The United States Department of Commerce announced the approval of licenses for swaps of U.S. light crude oil in exchange for imports of heavy Mexican crude oil.
Currently, the United States is prohibited from exporting its crude oil due to a crude oil export ban that was established in 1975 and has since hindered the American energy market in light of great advancements in energy exploration.
The Department of Commerce was able to approve these licenses as delegated by the President, through his authority in the Energy Policy and Conservation Act.
The agreement announced today will be mutually beneficial for both countries. Many American petroleum refineries are not fully equipped to process light crude oil, the type that is abundant in shale plays across the United States. On the other hand, Mexico produces great quantities of heavy crude oil while their refineries are better equipped to process lighter crude. The oil swaps will help for production in oil refineries across the U.S. and Mexico.
“Texas will gain tremendously from this oil swap agreement. The petroleum industry in Texas, in large part due to shale production, such as the Eagle Ford Shale in my district, has revitalized our nation’s economy,” said Congressman Cuellar (D-TX28). “These swaps will further positively impact energy exploration in Texas and the United States. The U.S. and Mexico have a great relationship when it comes to trade and commerce, and today’s announcement is a clear sign that both countries are eager to further develop their energy sectors. I thank Secretary Penny Pritzker and Under Secretary of Commerce for Industry and Security Eric Hirschhorn, as well as my colleagues Rep. Will Hurd and Rep. Michael McCaul for their important role in securing this agreement.”
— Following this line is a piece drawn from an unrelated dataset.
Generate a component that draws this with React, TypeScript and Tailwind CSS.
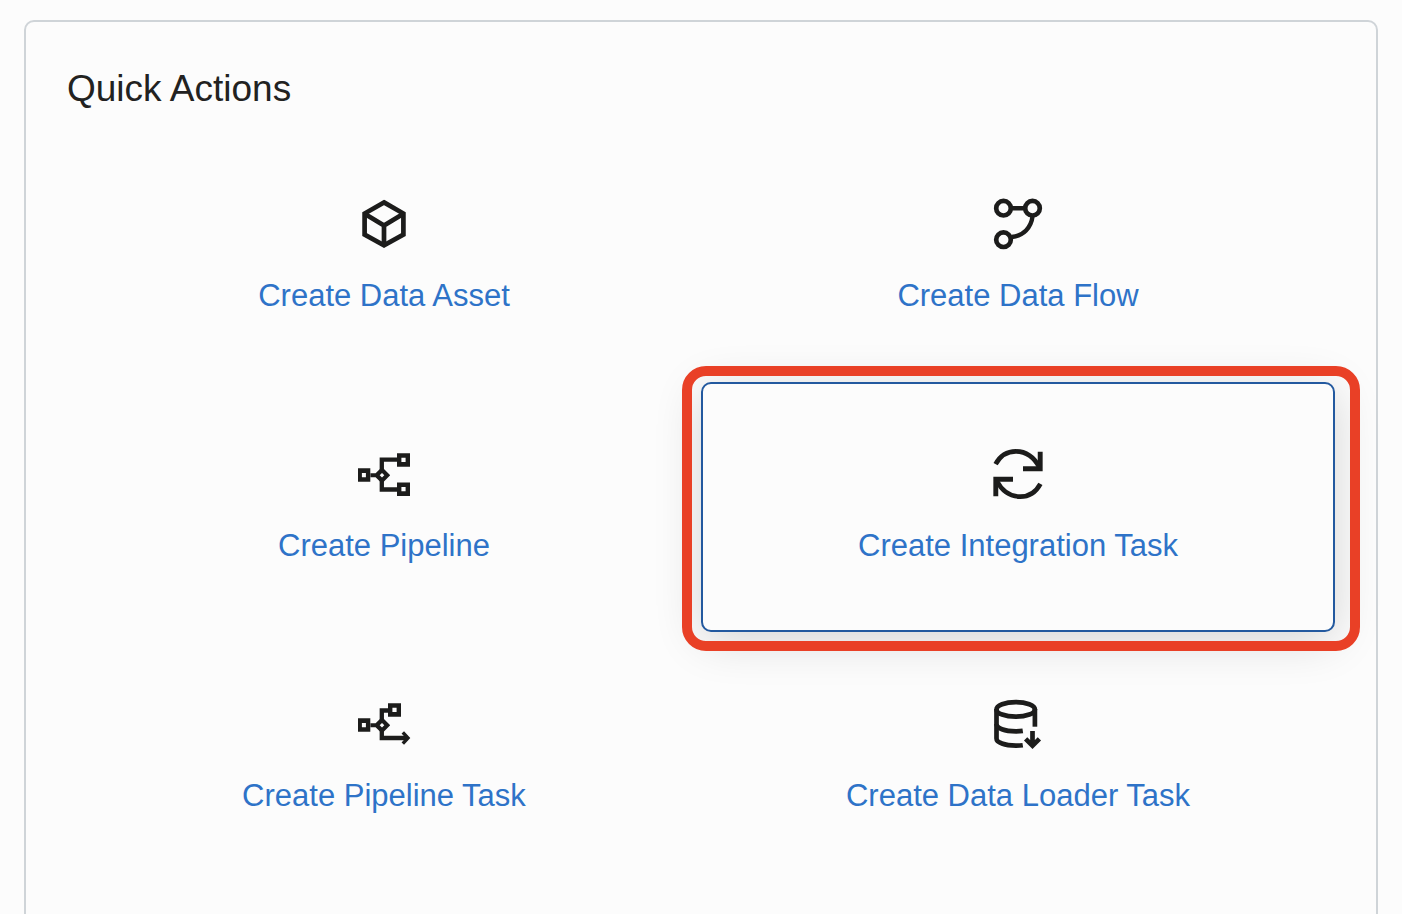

“An agreement like this is a strong step towards North American Energy Security, which is an integral part of our National Security. I believe it will open the door for more reforms that move North America towards energy independence,” said U.S. Representative Will Hurd (R-TX23), who spent more than nine years serving as an undercover CIA officer and sits on the House Committee on Homeland Security. “Energy trade is a key component of our economic relationship with Mexico and recent changes in their energy policies have given us an opportunity to strengthen that exchange. The American Energy Renaissance that has flourished in Texas due to Eagle Ford, Permian Basin and Barnett shale exploration will continue to strengthen because of this decision.”